Problem details
Begin with the first line below and retype each line exactly through the line containing "type Row = (string | null)[]". Any pictures are to be left out.
◇ ◇ ◇
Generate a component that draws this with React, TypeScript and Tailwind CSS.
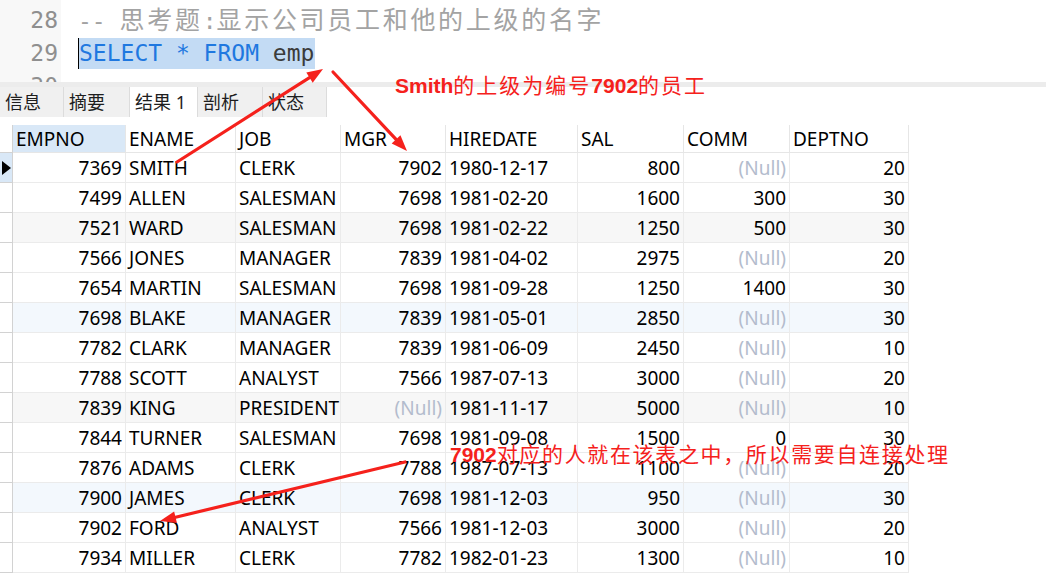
import React from 'react'

type Row = (string | null)[]

const columns = [
  { label: 'EMPNO', w: 'w-[113px]', right: true },
  { label: 'ENAME', w: 'w-[110px]', right: false },
  { label: 'JOB', w: 'w-[105px]', right: false },
  { label: 'MGR', w: 'w-[105px]', right: true },
  { label: 'HIREDATE', w: 'w-[132px]', right: false },
  { label: 'SAL', w: 'w-[106px]', right: true },
  { label: 'COMM', w: 'w-[106px]', right: true },
  { label: 'DEPTNO', w: 'w-[119px]', right: true },
]

const rows: Row[] = [
  ['7369', 'SMITH', 'CLERK', '7902', '1980-12-17', '800', null, '20'],
  ['7499', 'ALLEN', 'SALESMAN', '7698', '1981-02-20', '1600', '300', '30'],
  ['7521', 'WARD', 'SALESMAN', '7698', '1981-02-22', '1250', '500', '30'],
  ['7566', 'JONES', 'MANAGER', '7839', '1981-04-02', '2975', null, '20'],
  ['7654', 'MARTIN', 'SALESMAN', '7698', '1981-09-28', '1250', '1400', '30'],
  ['7698', 'BLAKE', 'MANAGER', '7839', '1981-05-01', '2850', null, '30'],
  ['7782', 'CLARK', 'MANAGER', '7839', '1981-06-09', '2450', null, '10'],
  ['7788', 'SCOTT', 'ANALYST', '7566', '1987-07-13', '3000', null, '20'],
  ['7839', 'KING', 'PRESIDENT', null, '1981-11-17', '5000', null, '10'],
  ['7844', 'TURNER', 'SALESMAN', '7698', '1981-09-08', '1500', '0', '30'],
  ['7876', 'ADAMS', 'CLERK', '7788', '1987-07-13', '1100', null, '20'],
  ['7900', 'JAMES', 'CLERK', '7698', '1981-12-03', '950', null, '30'],
  ['7902', 'FORD', 'ANALYST', '7566', '1981-12-03', '3000', null, '20'],
  ['7934', 'MILLER', 'CLERK', '7782', '1982-01-23', '1300', null, '10'],
]

const tabs = ['信息', '摘要', '结果 1', '剖析', '状态']
const tabWidths = ['w-[64px]', 'w-[66px]', 'w-[68px]', 'w-[65px]', 'w-[64px]']

function rowBg(i: number) {
  if (i === 2 || i === 8) return 'bg-[#f7f7f7]'
  if (i === 5 || i === 11) return 'bg-[#f3f8fd]'
  return 'bg-white'
}

function Arrow({ x1, y1, x2, y2 }: { x1: number; y1: number; x2: number; y2: number }) {
  const dx = x2 - x1
  const dy = y2 - y1
  const len = Math.sqrt(dx * dx + dy * dy)
  const ux = dx / len
  const uy = dy / len
  const bx = x2 - ux * 16
  const by = y2 - uy * 16
  const nx = -uy * 6
  const ny = ux * 6
  return (
    <g>
      <line x1={x1} y1={y1} x2={bx} y2={by} stroke="#f5211c" strokeWidth={3.2} strokeLinecap="round" />
      <polygon
        points={`${x2},${y2} ${bx + nx},${by + ny} ${bx - nx},${by - ny}`}
        fill="#f5211c"
      />
    </g>
  )
}

export default function App() {
  return (
    <div className="relative h-[577px] w-[1046px] overflow-hidden bg-white font-['Noto_Sans','Noto_Sans_CJK_SC',sans-serif]">
      {/* editor */}
      <div className="flex h-[82px] overflow-hidden">
        <div className="flex w-[61px] flex-col bg-[#f8f8f8] pt-[4px] pr-[3px] text-right font-['DejaVu_Sans_Mono','Noto_Sans_CJK_SC',monospace] text-[23px] text-[#8f8f8f]">
          <div className="h-[33px] leading-[33px]">28</div>
          <div className="h-[33px] leading-[33px]">29</div>
          <div className="h-[33px] leading-[33px]">30</div>
        </div>
        <div className="flex flex-col pt-[4px] pl-[17px] font-['DejaVu_Sans_Mono','Noto_Sans_CJK_SC',monospace] text-[23px]">
          <div className="h-[33px] whitespace-pre leading-[33px] text-[#a3a3a3]">
            {'-- '}
            <span className="text-[25px] tracking-[2.7px]">思考题</span>:
            <span className="text-[25px] tracking-[2.7px]">显示公司员工和他的上级的名字</span>
          </div>
          <div className="flex h-[33px] items-center">
            <span className="h-[31px] w-[1px] bg-black" />
            <span className="h-[31px] whitespace-pre bg-[#c3dbf4] pr-[1px] leading-[31px]">
              <span className="text-[#1f78e0]">SELECT * FROM</span>
              <span className="text-[#3b3b3b]"> emp</span>
            </span>
          </div>
        </div>
      </div>

      {/* splitter */}
      <div className="h-[5px] bg-[#ececec]" />

      {/* tabs */}
      <div className="flex h-[30px] text-[18px] text-[#1e1e1e]">
        {tabs.map((t, i) => (
          <div
            key={t}
            className={`${tabWidths[i]} flex items-center border-r border-[#dcdcdc] pl-[5px] ${i === 2 ? 'bg-white' : 'bg-[#f0f0f0]'}`}
          >
            {t}
          </div>
        ))}
      </div>

      {/* grid */}
      <div className="mt-[8px] flex text-[19px] text-black">
        <div className="flex w-[13px] flex-col border-r border-[#d2d2d2]">
          <div className="h-[28px] border-b border-[#d2d2d2]" />
          {rows.map((_, i) => (
            <div
              key={i}
              className={`flex h-[30px] items-center border-b border-[#d2d2d2] ${i === 0 ? 'bg-[#d9e8f7]' : 'bg-white'}`}
            >
              {i === 0 && (
                <svg width="10" height="14" viewBox="0 0 10 14" className="ml-[2px]">
                  <polygon points="0,0 9,7 0,14" fill="#000" />
                </svg>
              )}
            </div>
          ))}
        </div>
        <div className="flex flex-col">
          <div className="flex h-[28px]">
            {columns.map((c, ci) => (
              <div
                key={c.label}
                className={`${c.w} flex items-center border-r border-b border-[#e6e6e6] px-[3px] pt-[1px] ${ci === 0 ? 'bg-[#d9e8f7]' : 'bg-white'}`}
              >
                {c.label}
              </div>
            ))}
          </div>
          {rows.map((r, i) => (
            <div key={i} className={`flex h-[30px] ${rowBg(i)}`}>
              {r.map((v, ci) => (
                <div
                  key={ci}
                  className={`${columns[ci].w} flex items-center border-r border-b border-[#ebebeb] px-[3px] pt-[1px] ${columns[ci].right ? 'justify-end' : 'justify-start'}`}
                >
                  {v === null ? <span className="text-[#b3bccd]">(Null)</span> : v}
                </div>
              ))}
            </div>
          ))}
        </div>
      </div>

      {/* annotations */}
      <svg className="pointer-events-none absolute inset-0" width="1046" height="577">
        <Arrow x1={177} y1={162} x2={323} y2={69} />
        <Arrow x1={333} y1={72} x2={407} y2={151} />
        <Arrow x1={405} y1={462} x2={160} y2={521} />
      </svg>
      <div className="absolute top-[73px] left-[395px] whitespace-nowrap font-['Liberation_Sans','Noto_Sans_CJK_SC',sans-serif] text-[21px] leading-[26px] text-[#f5211c]">
        <span className="font-bold">Smith</span>
        <span className="tracking-[2px]">的上级为编号</span>
        <span className="font-bold">7902</span>
        <span className="tracking-[2px]">的员工</span>
      </div>
      <div className="absolute top-[442px] left-[450px] whitespace-nowrap font-['Liberation_Sans','Noto_Sans_CJK_SC',sans-serif] text-[21px] leading-[26px] text-[#f5211c]">
        <span className="font-bold">7902</span>
        <span className="tracking-[1.65px]">对应的人就在该表之中，所以需要自连接处理</span>
      </div>
    </div>
  )
}
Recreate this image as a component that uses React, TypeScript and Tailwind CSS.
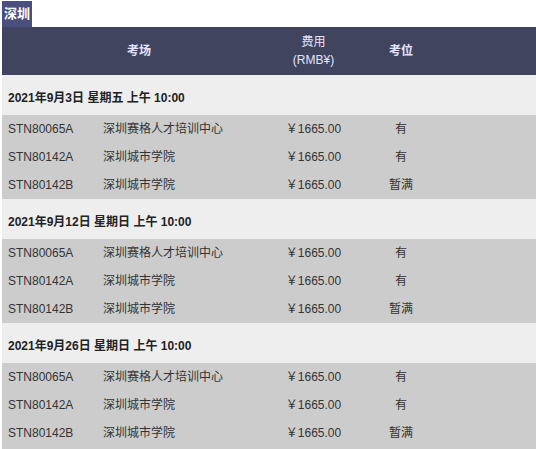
const FONT = { fontFamily: '"Liberation Sans", Arial, "Noto Sans CJK SC", sans-serif' };

type Seat = { code: string; venue: string; price: string; status: string };

const sessions: { date: string; seats: Seat[] }[] = [
  { date: "2021年9月3日 星期五 上午 10:00", seats: [] },
  { date: "2021年9月12日 星期日 上午 10:00", seats: [] },
  { date: "2021年9月26日 星期日 上午 10:00", seats: [] },
].map((s) => ({
  ...s,
  seats: [
    { code: "STN80065A", venue: "深圳赛格人才培训中心", price: "￥1665.00", status: "有" },
    { code: "STN80142A", venue: "深圳城市学院", price: "￥1665.00", status: "有" },
    { code: "STN80142B", venue: "深圳城市学院", price: "￥1665.00", status: "暂满" },
  ],
}));

const COLS = "grid grid-cols-[101px_173px_75px_100px_1fr]";

export default function App() {
  return (
    <div className="w-[536px] h-[449px] overflow-hidden bg-white pl-[2px] pt-[1px]" style={FONT}>
      <div className="inline-flex h-[26px] items-center bg-[#4b4f7d] px-[2px] text-[13px] font-bold text-white">
        深圳
      </div>
      <div className={`${COLS} h-[48px] items-center bg-[#41445f] text-[12px] text-[#e2e4ff]`}>
        <div className="col-span-2 text-center font-bold">考场</div>
        <div className="text-center leading-[18px]">
          费用
          <br />
          (RMB¥)
        </div>
        <div className="text-center font-bold">考位</div>
        <div />
      </div>
      {sessions.map((s) => (
        <div key={s.date}>
          <div className="flex h-[40px] items-center bg-[#eeeeee] pl-[6px] pt-[6px] text-[12px] font-bold text-[#222]">
            {s.date}
          </div>
          {s.seats.map((r) => (
            <div key={r.code} className={`${COLS} h-[28px] items-center bg-[#cccccc] text-[12px] text-[#333]`}>
              <div className="pl-[6px]">{r.code}</div>
              <div>{r.venue}</div>
              <div className="text-center">{r.price}</div>
              <div className="text-center">{r.status}</div>
              <div />
            </div>
          ))}
        </div>
      ))}
      <div className="h-[12px] bg-[#cccccc]" />
    </div>
  );
}
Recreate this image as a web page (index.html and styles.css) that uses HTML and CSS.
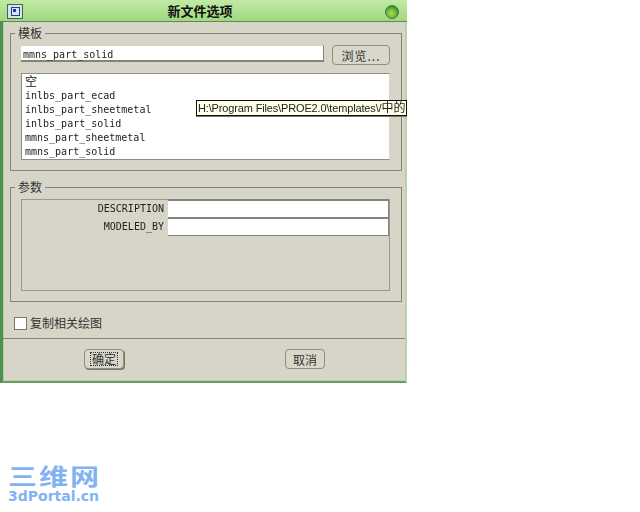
◇ ◇ ◇
Solved exercise
Generate a component that draws this with React, TypeScript and Tailwind CSS.
import React from 'react'

type Row = (string | null)[]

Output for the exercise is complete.